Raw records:
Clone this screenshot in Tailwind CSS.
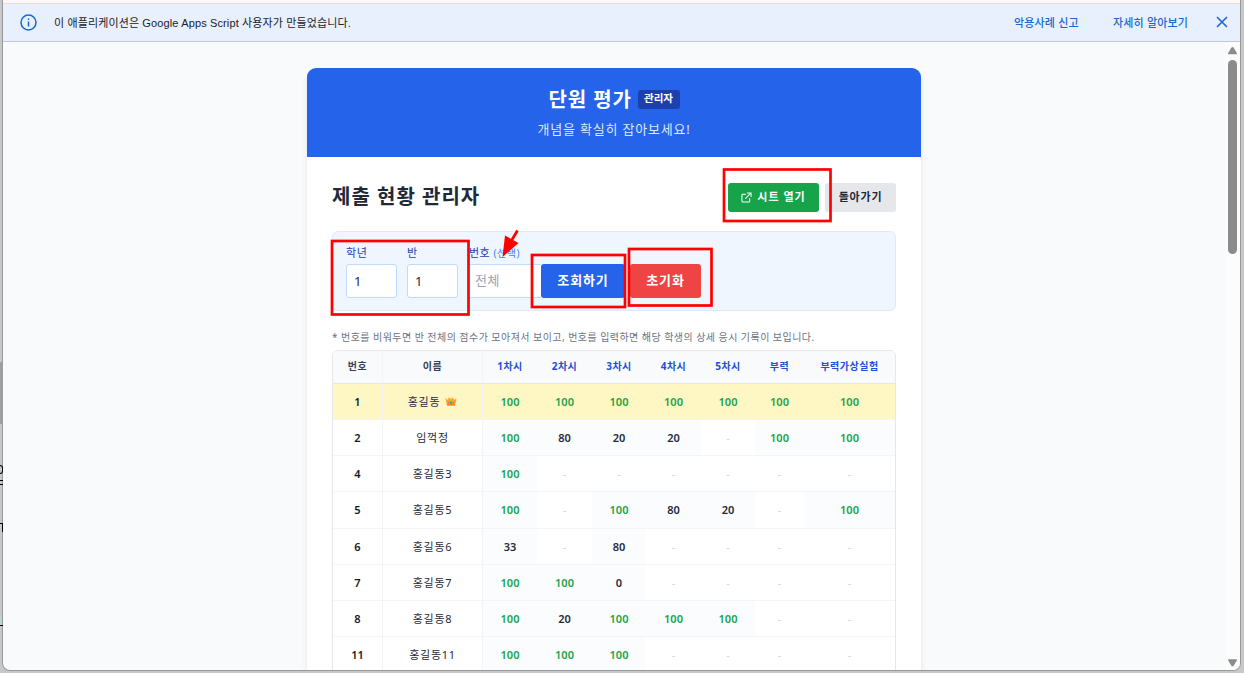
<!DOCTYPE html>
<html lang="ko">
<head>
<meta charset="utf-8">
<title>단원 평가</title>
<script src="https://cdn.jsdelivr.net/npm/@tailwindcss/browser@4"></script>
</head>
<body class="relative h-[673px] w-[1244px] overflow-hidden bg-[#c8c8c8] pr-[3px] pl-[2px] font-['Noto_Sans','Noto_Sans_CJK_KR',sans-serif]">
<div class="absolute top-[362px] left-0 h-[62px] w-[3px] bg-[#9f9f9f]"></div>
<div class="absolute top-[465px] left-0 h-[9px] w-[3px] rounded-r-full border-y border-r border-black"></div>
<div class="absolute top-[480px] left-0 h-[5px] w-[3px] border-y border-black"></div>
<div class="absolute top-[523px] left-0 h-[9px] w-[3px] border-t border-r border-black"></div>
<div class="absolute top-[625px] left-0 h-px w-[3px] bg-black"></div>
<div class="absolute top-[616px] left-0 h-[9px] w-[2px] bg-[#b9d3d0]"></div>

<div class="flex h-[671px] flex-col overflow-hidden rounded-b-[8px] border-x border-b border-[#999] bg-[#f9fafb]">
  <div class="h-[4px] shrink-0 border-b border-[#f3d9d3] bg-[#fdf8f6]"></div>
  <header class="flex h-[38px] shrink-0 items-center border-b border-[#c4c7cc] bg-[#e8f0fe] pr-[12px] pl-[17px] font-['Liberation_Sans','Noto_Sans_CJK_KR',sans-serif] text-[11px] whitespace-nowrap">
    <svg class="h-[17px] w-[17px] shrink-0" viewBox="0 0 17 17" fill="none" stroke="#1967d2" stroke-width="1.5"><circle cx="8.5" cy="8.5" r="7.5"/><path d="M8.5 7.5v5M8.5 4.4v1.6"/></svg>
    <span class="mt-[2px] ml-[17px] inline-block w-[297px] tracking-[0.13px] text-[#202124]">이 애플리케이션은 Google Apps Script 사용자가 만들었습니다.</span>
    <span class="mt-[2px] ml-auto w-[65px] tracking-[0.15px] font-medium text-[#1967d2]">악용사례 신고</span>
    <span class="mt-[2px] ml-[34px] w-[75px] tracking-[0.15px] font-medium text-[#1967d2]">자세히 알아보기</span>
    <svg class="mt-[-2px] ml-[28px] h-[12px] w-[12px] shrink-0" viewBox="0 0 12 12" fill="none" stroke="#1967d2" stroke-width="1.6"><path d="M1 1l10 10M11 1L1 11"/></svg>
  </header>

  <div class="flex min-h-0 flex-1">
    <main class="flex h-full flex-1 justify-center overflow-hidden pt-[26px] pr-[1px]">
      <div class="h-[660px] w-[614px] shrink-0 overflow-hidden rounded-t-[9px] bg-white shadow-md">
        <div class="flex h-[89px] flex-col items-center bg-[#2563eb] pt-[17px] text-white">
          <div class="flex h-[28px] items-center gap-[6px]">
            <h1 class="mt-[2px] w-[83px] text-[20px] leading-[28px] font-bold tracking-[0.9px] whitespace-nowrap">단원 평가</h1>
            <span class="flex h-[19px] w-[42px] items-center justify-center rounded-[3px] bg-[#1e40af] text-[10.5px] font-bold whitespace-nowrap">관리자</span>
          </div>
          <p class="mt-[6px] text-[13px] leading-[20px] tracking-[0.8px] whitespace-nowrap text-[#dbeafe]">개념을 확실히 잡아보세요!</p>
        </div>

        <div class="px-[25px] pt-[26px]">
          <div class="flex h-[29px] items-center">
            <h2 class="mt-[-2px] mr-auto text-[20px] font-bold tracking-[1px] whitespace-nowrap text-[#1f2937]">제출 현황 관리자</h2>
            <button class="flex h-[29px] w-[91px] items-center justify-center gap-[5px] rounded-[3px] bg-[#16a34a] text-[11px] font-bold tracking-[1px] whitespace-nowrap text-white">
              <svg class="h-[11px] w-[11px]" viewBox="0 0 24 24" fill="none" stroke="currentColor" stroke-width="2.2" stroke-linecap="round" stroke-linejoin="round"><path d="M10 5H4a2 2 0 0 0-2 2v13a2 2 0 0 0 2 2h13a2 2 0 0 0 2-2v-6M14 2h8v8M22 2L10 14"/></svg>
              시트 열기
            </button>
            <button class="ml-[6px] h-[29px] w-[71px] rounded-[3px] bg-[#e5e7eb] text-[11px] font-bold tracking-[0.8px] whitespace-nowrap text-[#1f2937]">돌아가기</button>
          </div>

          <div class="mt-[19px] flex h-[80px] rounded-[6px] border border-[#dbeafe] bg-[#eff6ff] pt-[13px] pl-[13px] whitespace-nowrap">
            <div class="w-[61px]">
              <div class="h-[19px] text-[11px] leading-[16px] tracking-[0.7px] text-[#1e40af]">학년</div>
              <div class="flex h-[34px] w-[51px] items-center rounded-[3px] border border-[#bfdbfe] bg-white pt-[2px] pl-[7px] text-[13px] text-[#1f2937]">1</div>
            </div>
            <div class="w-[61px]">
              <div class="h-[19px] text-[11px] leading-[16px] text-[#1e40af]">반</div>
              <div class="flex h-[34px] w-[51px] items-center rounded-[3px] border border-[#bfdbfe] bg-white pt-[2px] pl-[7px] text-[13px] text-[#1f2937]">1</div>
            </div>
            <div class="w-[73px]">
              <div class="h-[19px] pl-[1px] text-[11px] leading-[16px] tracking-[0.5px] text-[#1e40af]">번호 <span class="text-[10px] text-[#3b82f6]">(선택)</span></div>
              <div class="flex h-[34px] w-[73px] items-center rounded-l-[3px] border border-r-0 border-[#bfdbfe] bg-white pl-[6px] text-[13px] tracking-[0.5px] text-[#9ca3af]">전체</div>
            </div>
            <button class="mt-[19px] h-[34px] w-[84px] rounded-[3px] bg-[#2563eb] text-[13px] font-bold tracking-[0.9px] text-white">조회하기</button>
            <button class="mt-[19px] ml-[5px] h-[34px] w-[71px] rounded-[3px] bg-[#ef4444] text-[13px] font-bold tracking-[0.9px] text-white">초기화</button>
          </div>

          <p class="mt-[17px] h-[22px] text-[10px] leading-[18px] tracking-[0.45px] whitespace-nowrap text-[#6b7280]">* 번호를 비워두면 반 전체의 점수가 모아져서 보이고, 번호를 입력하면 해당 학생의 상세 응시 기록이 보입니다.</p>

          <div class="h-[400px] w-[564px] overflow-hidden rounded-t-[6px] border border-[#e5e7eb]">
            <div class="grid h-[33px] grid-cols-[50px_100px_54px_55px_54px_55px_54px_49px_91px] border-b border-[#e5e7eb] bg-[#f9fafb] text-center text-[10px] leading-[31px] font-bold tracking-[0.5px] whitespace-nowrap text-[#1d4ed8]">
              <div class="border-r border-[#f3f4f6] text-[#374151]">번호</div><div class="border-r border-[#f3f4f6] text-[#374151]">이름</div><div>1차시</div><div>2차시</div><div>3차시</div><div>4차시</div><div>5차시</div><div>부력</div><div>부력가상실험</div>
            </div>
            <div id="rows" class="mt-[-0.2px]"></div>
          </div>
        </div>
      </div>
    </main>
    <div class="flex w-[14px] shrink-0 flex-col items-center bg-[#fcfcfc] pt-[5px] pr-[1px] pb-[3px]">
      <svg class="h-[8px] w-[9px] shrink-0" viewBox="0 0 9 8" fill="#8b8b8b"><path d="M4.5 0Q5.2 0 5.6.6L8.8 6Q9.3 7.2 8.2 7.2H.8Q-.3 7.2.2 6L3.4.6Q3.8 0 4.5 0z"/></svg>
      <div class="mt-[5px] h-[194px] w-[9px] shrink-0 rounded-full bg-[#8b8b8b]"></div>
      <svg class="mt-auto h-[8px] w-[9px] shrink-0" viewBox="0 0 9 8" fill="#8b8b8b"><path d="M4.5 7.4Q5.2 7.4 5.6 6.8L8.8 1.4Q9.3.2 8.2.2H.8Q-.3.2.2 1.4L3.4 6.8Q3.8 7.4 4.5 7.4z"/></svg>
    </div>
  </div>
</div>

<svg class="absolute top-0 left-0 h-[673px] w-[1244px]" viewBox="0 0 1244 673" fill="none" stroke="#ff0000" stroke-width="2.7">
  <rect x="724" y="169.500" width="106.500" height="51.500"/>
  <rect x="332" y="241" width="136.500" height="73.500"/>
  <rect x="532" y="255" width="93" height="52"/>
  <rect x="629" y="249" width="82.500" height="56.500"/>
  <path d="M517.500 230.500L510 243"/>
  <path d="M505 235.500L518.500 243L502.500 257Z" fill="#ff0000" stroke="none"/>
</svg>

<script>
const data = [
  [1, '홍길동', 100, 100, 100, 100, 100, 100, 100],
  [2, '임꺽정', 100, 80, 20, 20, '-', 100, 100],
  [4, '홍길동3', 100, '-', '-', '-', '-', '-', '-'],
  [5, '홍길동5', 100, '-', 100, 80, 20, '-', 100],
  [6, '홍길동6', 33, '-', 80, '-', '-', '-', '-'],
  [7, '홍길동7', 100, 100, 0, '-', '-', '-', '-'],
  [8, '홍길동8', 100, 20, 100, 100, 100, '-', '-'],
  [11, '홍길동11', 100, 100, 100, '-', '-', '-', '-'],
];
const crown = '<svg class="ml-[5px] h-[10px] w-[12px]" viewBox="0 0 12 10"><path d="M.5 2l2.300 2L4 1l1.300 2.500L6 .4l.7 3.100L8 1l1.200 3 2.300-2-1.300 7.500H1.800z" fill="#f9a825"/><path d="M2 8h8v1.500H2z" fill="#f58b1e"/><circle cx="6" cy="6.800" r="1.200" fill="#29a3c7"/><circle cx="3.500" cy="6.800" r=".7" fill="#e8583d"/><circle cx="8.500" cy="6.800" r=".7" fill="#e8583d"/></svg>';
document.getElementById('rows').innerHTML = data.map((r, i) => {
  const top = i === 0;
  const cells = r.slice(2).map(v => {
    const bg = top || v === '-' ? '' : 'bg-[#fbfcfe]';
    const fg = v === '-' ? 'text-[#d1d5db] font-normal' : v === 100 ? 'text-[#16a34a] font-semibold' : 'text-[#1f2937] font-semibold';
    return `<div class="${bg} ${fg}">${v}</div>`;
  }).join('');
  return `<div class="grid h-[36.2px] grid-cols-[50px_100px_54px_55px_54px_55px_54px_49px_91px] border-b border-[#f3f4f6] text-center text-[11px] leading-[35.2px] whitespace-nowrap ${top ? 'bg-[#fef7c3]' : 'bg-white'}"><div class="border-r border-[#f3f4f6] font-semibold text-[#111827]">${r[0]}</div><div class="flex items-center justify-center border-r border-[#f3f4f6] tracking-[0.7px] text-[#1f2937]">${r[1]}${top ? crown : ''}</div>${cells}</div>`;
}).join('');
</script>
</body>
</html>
---
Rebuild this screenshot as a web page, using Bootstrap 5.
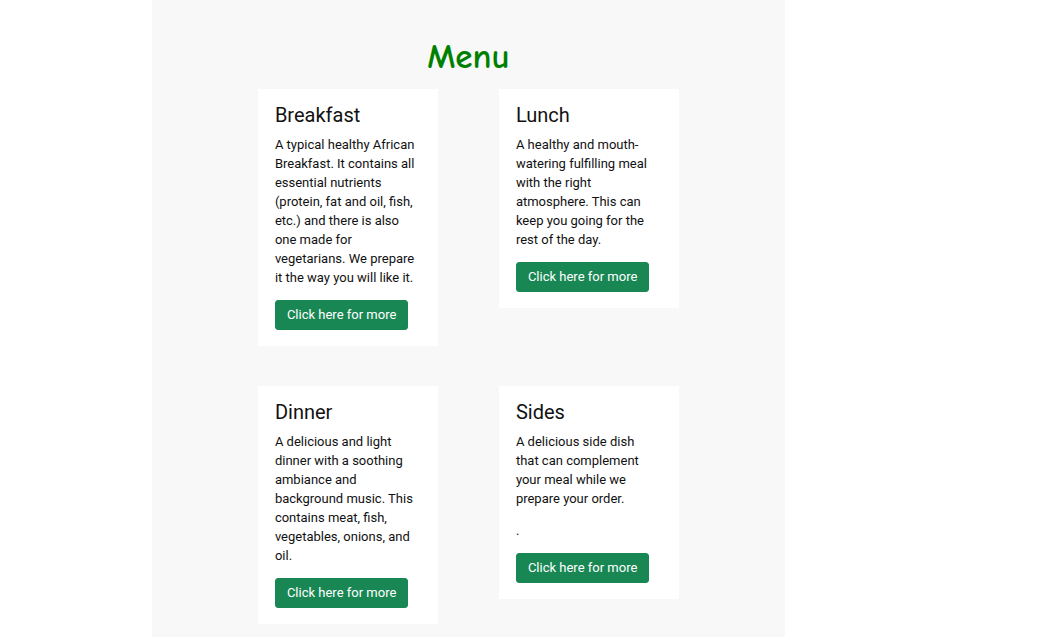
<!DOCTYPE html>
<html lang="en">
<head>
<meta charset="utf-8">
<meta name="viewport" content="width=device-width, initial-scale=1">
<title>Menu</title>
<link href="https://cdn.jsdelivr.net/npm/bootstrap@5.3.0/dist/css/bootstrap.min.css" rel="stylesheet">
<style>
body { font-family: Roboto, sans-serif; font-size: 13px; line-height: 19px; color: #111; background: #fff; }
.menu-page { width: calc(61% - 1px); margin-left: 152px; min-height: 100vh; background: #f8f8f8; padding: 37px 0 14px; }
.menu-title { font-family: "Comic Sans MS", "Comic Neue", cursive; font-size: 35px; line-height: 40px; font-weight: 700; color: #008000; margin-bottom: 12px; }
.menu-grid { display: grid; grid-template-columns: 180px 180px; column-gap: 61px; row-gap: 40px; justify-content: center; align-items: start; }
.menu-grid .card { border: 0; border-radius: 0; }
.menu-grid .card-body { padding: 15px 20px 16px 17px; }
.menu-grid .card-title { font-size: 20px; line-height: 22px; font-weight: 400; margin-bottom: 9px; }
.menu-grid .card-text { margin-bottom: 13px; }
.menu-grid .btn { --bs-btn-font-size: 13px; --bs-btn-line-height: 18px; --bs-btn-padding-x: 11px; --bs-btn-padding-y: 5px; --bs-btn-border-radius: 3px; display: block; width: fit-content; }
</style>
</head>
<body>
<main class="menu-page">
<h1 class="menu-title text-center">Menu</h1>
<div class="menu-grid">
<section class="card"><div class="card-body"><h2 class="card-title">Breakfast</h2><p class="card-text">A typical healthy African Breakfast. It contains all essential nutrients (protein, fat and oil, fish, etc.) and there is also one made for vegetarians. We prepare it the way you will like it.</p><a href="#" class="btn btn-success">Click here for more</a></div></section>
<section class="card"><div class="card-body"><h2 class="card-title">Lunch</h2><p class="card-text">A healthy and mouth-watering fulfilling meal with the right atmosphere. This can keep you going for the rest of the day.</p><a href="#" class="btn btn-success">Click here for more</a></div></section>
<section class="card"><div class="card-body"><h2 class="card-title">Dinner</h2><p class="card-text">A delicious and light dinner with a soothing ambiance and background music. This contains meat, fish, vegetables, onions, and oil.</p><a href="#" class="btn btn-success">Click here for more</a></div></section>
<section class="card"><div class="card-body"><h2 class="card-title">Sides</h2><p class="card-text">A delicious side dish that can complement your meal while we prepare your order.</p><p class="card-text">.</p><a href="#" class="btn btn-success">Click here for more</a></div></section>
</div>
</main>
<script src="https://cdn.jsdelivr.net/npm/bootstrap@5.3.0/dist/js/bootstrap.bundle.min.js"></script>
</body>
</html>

Stated goal =>
Take the lines from the one holding "Clone this screenshot in Tailwind CSS." to the one holding "top-[616px] left-0 h-[9px]", both lines included, and give them again exactly, with no pictures.

Worked answer =>
Clone this screenshot in Tailwind CSS.
<!DOCTYPE html>
<html lang="ko">
<head>
<meta charset="utf-8">
<title>단원 평가</title>
<script src="https://cdn.jsdelivr.net/npm/@tailwindcss/browser@4"></script>
</head>
<body class="relative h-[673px] w-[1244px] overflow-hidden bg-[#c8c8c8] pr-[3px] pl-[2px] font-['Noto_Sans','Noto_Sans_CJK_KR',sans-serif]">
<div class="absolute top-[362px] left-0 h-[62px] w-[3px] bg-[#9f9f9f]"></div>
<div class="absolute top-[465px] left-0 h-[9px] w-[3px] rounded-r-full border-y border-r border-black"></div>
<div class="absolute top-[480px] left-0 h-[5px] w-[3px] border-y border-black"></div>
<div class="absolute top-[523px] left-0 h-[9px] w-[3px] border-t border-r border-black"></div>
<div class="absolute top-[625px] left-0 h-px w-[3px] bg-black"></div>
<div class="absolute top-[616px] left-0 h-[9px] w-[2px] bg-[#b9d3d0]"></div>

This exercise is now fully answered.